Per motivi diversi ma tutt’altro che nobili, Star-Lord, Gamora (Zoe Saldana con la faccia verde lime), Drax il distruttore (Dave Bautista, coperto di cicatrici rosse), Rocket (il procione caccia taglie, che in Usa ha la voce di Bradley Cooper) e l’uomo pianta Groot (voce di Vin Diesel) sono alla caccia di un globo metallico da cui dipende il destino del pianeta Xandar, tutto giardini, fontane, e architettura modernista. Il globo è ambitissimo anche da Ronan, (un cattivo che ha il volto bianco, fantasmatico, e la cappa nera di una star da serial muto) e dai Ravangers di Yondu Udonta.

La trama è risibile, praticamente una scusa, ma il film si muove con agilità e tempo comico indovinato da un luogo all’altro (il decrepito pianeta Morag, Xandar, il penitenziario, astronavi varie…), alternando battaglie spaziali e risse verbali tra personaggi, su cieli/fondali che sembrano riflettere l’umore della storia, da cromatismi sfrenati a neri profondi punteggiati come da migliaia di lucciole.

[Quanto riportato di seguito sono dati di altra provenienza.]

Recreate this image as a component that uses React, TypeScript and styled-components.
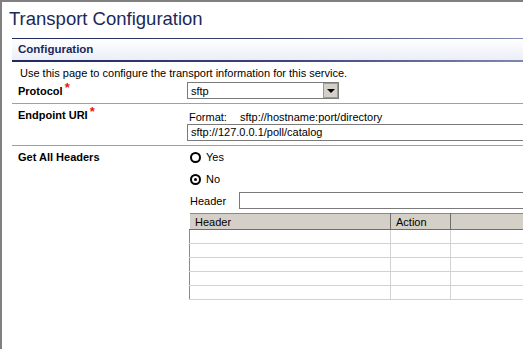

Nel suo film precedente, Super (una produzione indipendente del 2010), Gunn si era inventato un super eroe fatto in casa dopo essere stato lasciato dalla fidanzata. Si chiamava The Crimson Bolt e la sua arma prediletta era praticamente una chiave inglese. I guardiani della galassia arriva con i super poteri e il super budget della Disney, ma ha l’anima di un western (di nuovo, il fascino retro).

Più Corbucci/Leone (Rocket è ispirato al Tuco di Eli Wallach, in Il buono, il brutto e il cattivo) che Lucas/Spielberg. Il che fa di James Gunn non solo una nuova presenza nel circolo dei registi di blockbuster che vanno seguiti ma anche un buon antidoto al culto di J. J. Abrams.